Different approach to generating cardinalities; same logic for tracking how the sizes of the returned set increase with each new item in the input set.

### Permutations of the Empty Set

What happens if you pass the empty set into the functions above? How many permutations can you take from a set with nothing in it?

You'd think it would be $0$, and that $0! = 0$. The problem is that $0$ is the *multiplicative identity*, and if the definition of factorial let you go all the way down to $0$, as in $3 \cdot 2 \cdot 1 \cdot 0$, the $0$ would destroy everything and set the factorial equal to $0$ ALWAYS.

It's obvious in the code examples above that to make everything work, you have to return a set that contains ONE permutation - the empty set! $0! = 1$ for any implementation I can think of in Scala.

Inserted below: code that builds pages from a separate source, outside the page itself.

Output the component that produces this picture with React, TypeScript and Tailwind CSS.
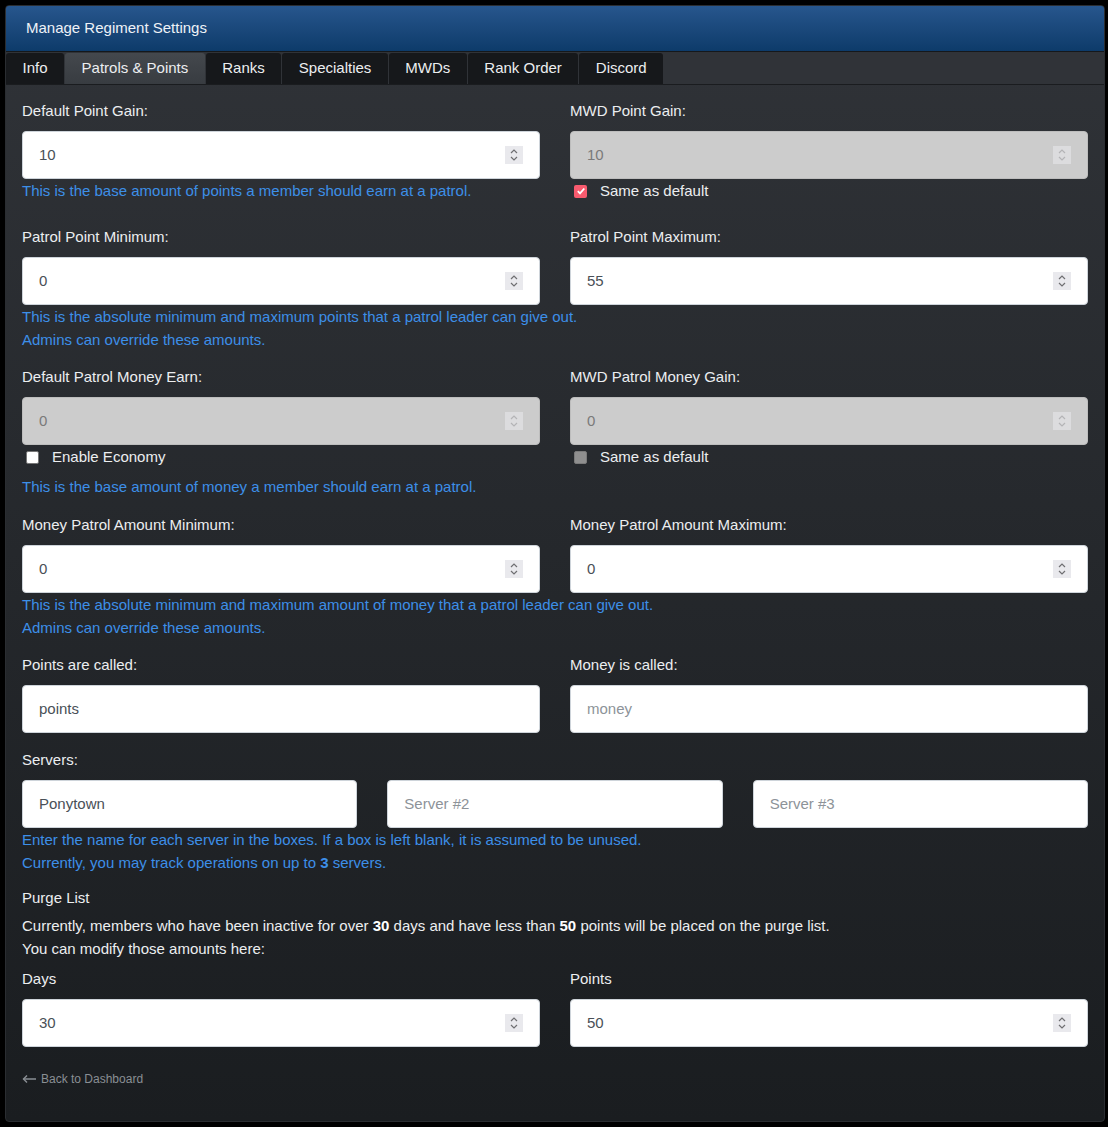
import React from "react"

const tabs = ["Info", "Patrols & Points", "Ranks", "Specialties", "MWDs", "Rank Order", "Discord"]

function Label({ children }: { children: React.ReactNode }) {
  return <label className="block text-[15px] leading-[23px] mb-[9px] text-[#eceef0]">{children}</label>
}

function Help({ children }: { children: React.ReactNode }) {
  return <p className="text-[15px] leading-[23px] text-[#3d8fe8]">{children}</p>
}

function Spinner({ disabled }: { disabled?: boolean }) {
  return (
    <span className={`flex h-[18px] w-[18px] items-center justify-center ${disabled ? "bg-[#dcdcde]" : "bg-[#e9e9ed]"}`}>
      <svg width="10" height="14" viewBox="0 0 10 14" fill="none" stroke={disabled ? "#b4b4b6" : "#6f6f72"} strokeWidth="1.2">
        <path d="M2 5 L5 2 L8 5" />
        <path d="M2 9 L5 12 L8 9" />
      </svg>
    </span>
  )
}

function NumberInput({ value, disabled }: { value: string; disabled?: boolean }) {
  return (
    <div
      className={`flex h-[48px] items-center justify-between rounded-[4px] border pl-4 pr-4 text-[15px] ${
        disabled ? "border-[#bdbdbd] bg-[#cccccc] text-[#7a7a7a]" : "border-[#ced4da] bg-white text-[#495057]"
      }`}
    >
      <span>{value}</span>
      <Spinner disabled={disabled} />
    </div>
  )
}

function TextInput({ value, placeholder }: { value?: string; placeholder?: string }) {
  return (
    <div className="flex h-[48px] items-center rounded-[4px] border border-[#ced4da] bg-white pl-4 text-[15px]">
      {value ? <span className="text-[#495057]">{value}</span> : <span className="text-[#8d9399]">{placeholder}</span>}
    </div>
  )
}

function Check({ state, label }: { state: "checked" | "unchecked" | "disabled"; label: string }) {
  return (
    <div className="flex h-[23px] items-center gap-[13px] pl-1 pt-px text-[15px] text-[#eceef0]">
      {state === "checked" && (
        <span className="flex h-[13px] w-[13px] items-center justify-center rounded-[2px] bg-[#f85b6f]">
          <svg width="10" height="10" viewBox="0 0 10 10" fill="none" stroke="white" strokeWidth="1.8">
            <path d="M1.8 5.2 L4 7.4 L8.3 2.5" />
          </svg>
        </span>
      )}
      {state === "unchecked" && <span className="h-[13px] w-[13px] rounded-[2px] border border-[#767676] bg-white" />}
      {state === "disabled" && <span className="h-[13px] w-[13px] rounded-[2px] border border-[#7a7a7a] bg-[#8f8f8f]" />}
      <span>{label}</span>
    </div>
  )
}

export default function App() {
  return (
    <div className="min-h-screen bg-black p-[5px] font-['Liberation_Sans',Arial,sans-serif]">
      <div className="w-[1100px] overflow-hidden rounded-[4px] border border-[#2a2d31] bg-gradient-to-b from-[#303338] to-[#1a1d20]">
        <div className="flex h-[46px] items-center border-b border-[#15181b] bg-gradient-to-b from-[#27568d] to-[#0d3b6a] px-5 text-[15px] text-[#eef2f7]">
          Manage Regiment Settings
        </div>

        <div className="flex h-[33px] items-end gap-px border-b border-[#1a1c1f] bg-[#303338]">
          {tabs.map((t) => (
            <div
              key={t}
              className={`flex h-[31px] items-center rounded-t-[3px] px-[16.5px] text-[15px] text-[#eceef0] ${
                t === "Patrols & Points" ? "bg-gradient-to-b from-[#44484d] to-[#383c41]" : "bg-[#16181b]"
              }`}
            >
              {t}
            </div>
          ))}
        </div>

        <div className="px-4 pt-[14px] pb-[33px]">
          <div className="grid grid-cols-2 gap-x-[30px]">
            <div>
              <Label>Default Point Gain:</Label>
              <NumberInput value="10" />
              <Help>This is the base amount of points a member should earn at a patrol.</Help>
            </div>
            <div>
              <Label>MWD Point Gain:</Label>
              <NumberInput value="10" disabled />
              <Check state="checked" label="Same as default" />
            </div>
          </div>

          <div className="mt-[23px] grid grid-cols-2 gap-x-[30px]">
            <div>
              <Label>Patrol Point Minimum:</Label>
              <NumberInput value="0" />
            </div>
            <div>
              <Label>Patrol Point Maximum:</Label>
              <NumberInput value="55" />
            </div>
          </div>
          <Help>This is the absolute minimum and maximum points that a patrol leader can give out.</Help>
          <Help>Admins can override these amounts.</Help>

          <div className="mt-[14px] grid grid-cols-2 gap-x-[30px]">
            <div>
              <Label>Default Patrol Money Earn:</Label>
              <NumberInput value="0" disabled />
              <Check state="unchecked" label="Enable Economy" />
            </div>
            <div>
              <Label>MWD Patrol Money Gain:</Label>
              <NumberInput value="0" disabled />
              <Check state="disabled" label="Same as default" />
            </div>
          </div>
          <div className="mt-[7px]">
            <Help>This is the base amount of money a member should earn at a patrol.</Help>
          </div>

          <div className="mt-[15px] grid grid-cols-2 gap-x-[30px]">
            <div>
              <Label>Money Patrol Amount Minimum:</Label>
              <NumberInput value="0" />
            </div>
            <div>
              <Label>Money Patrol Amount Maximum:</Label>
              <NumberInput value="0" />
            </div>
          </div>
          <Help>This is the absolute minimum and maximum amount of money that a patrol leader can give out.</Help>
          <Help>Admins can override these amounts.</Help>

          <div className="mt-[14px] grid grid-cols-2 gap-x-[30px]">
            <div>
              <Label>Points are called:</Label>
              <TextInput value="points" />
            </div>
            <div>
              <Label>Money is called:</Label>
              <TextInput placeholder="money" />
            </div>
          </div>

          <div className="mt-[15px]">
            <Label>Servers:</Label>
            <div className="grid grid-cols-3 gap-x-[30px]">
              <TextInput value="Ponytown" />
              <TextInput placeholder="Server #2" />
              <TextInput placeholder="Server #3" />
            </div>
            <Help>Enter the name for each server in the boxes. If a box is left blank, it is assumed to be unused.</Help>
            <Help>
              Currently, you may track operations on up to <b>3</b> servers.
            </Help>
          </div>

          <p className="mt-[12px] text-[15px] leading-[23px] text-[#eceef0]">Purge List</p>
          <div className="mt-[5px] text-[15px] leading-[23px] text-[#eceef0]">
            <p>
              Currently, members who have been inactive for over <b className="text-white">30</b> days and have less
              than <b className="text-white">50</b> points will be placed on the purge list.
            </p>
            <p>You can modify those amounts here:</p>
          </div>

          <div className="mt-[7px] grid grid-cols-2 gap-x-[30px]">
            <div>
              <Label>Days</Label>
              <NumberInput value="30" />
            </div>
            <div>
              <Label>Points</Label>
              <NumberInput value="50" />
            </div>
          </div>

          <a href="#" className="mt-[23px] flex items-center gap-1 text-[12px] leading-[18px] text-[#8a8f94]">
            <svg width="15" height="10" viewBox="0 0 15 10" fill="none" stroke="#8a8f94" strokeWidth="1.4">
              <path d="M14 5 H1.5" />
              <path d="M5 1.5 L1.5 5 L5 8.5" />
            </svg>
            Back to Dashboard
          </a>
        </div>
      </div>
    </div>
  )
}
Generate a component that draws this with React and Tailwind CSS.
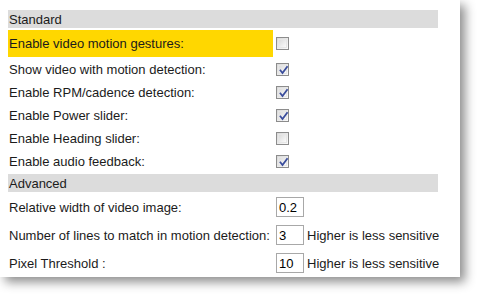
import React from "react";

function Checkbox({ checked }) {
  return (
    <div className="w-[13px] h-[13px] border border-[#8c8c8c] bg-gradient-to-br from-[#d8d8d8] to-[#fbfbfb] relative box-border">
      <div className="absolute inset-[1px] border border-[#e6e6e6] bg-gradient-to-br from-[#dcdcdc] to-[#fafafa]" />
      {checked && (
        <svg className="absolute left-[1px] top-[1px]" width="11" height="11" viewBox="0 0 11 11">
          <path d="M2.5 5.5 L4.5 8 L9 2" fill="none" stroke="#3a4d9c" strokeWidth="1.8" strokeLinecap="square" />
        </svg>
      )}
    </div>
  );
}

function Header({ children }) {
  return (
    <div className="h-[18px] w-[430px] bg-[#dcdcdc] pl-[1px] flex items-center">{children}</div>
  );
}

function CheckRow({ label, checked, highlight }) {
  return (
    <div className={`flex ${highlight ? "h-[27px]" : "h-[21px]"}`}>
      <div className={`w-[265px] pl-[1px] flex items-center ${highlight ? "bg-[#ffd700]" : ""}`}>{label}</div>
      <div className="ml-[3px] flex items-center">
        <Checkbox checked={checked} />
      </div>
    </div>
  );
}

function InputRow({ label, value, note }) {
  return (
    <div className="flex h-[26px] items-start">
      <div className="w-[265px] pl-[1px] h-[26px] flex items-center whitespace-nowrap">{label}</div>
      <div className="ml-[3px] mt-[3px] w-[28px] h-[20px] border border-[#a8a8a8] bg-white flex items-center pl-[2px] text-black">
        {value}
      </div>
      {note && <div className="ml-[3px] h-[26px] flex items-center whitespace-nowrap">{note}</div>}
    </div>
  );
}

export default function App() {
  return (
    <div className="w-[483px] h-[297px] bg-white" style={{ fontFamily: '"Liberation Sans", Arial, sans-serif' }}>
      <div className="w-[460px] h-[277px] bg-white shadow-[5px_5px_10px_rgba(0,0,0,0.45)] pl-[8px] pt-[10px] text-[13px] text-[#1b1b1b] leading-none flex flex-col gap-[2px]">
        <Header>Standard</Header>
        <CheckRow label="Enable video motion gestures:" highlight />
        <CheckRow label="Show video with motion detection:" checked />
        <CheckRow label="Enable RPM/cadence detection:" checked />
        <CheckRow label="Enable Power slider:" checked />
        <CheckRow label="Enable Heading slider:" />
        <CheckRow label="Enable audio feedback:" checked />
        <Header>Advanced</Header>
        <InputRow label="Relative width of video image:" value="0.2" />
        <InputRow label="Number of lines to match in motion detection:" value="3" note="Higher is less sensitive" />
        <InputRow label="Pixel Threshold :" value="10" note="Higher is less sensitive" />
      </div>
    </div>
  );
}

The mathematical argument for why this has to be true feels silly, but there's no reason it can't hold.

The permutations of a set are all of the possible distinct orderings that contain the same number of items as the original set. Well, there is ONE list (an ordered data structure) that contains the same number of items... the empty list! There are no other lists with 0 items, so we can rule out every ordered thing... except for the empty list. If we can't rule out a permutation, we have to include it, so there it is: the permutations of $\{\} = \{()\}$, and $0! = 1$.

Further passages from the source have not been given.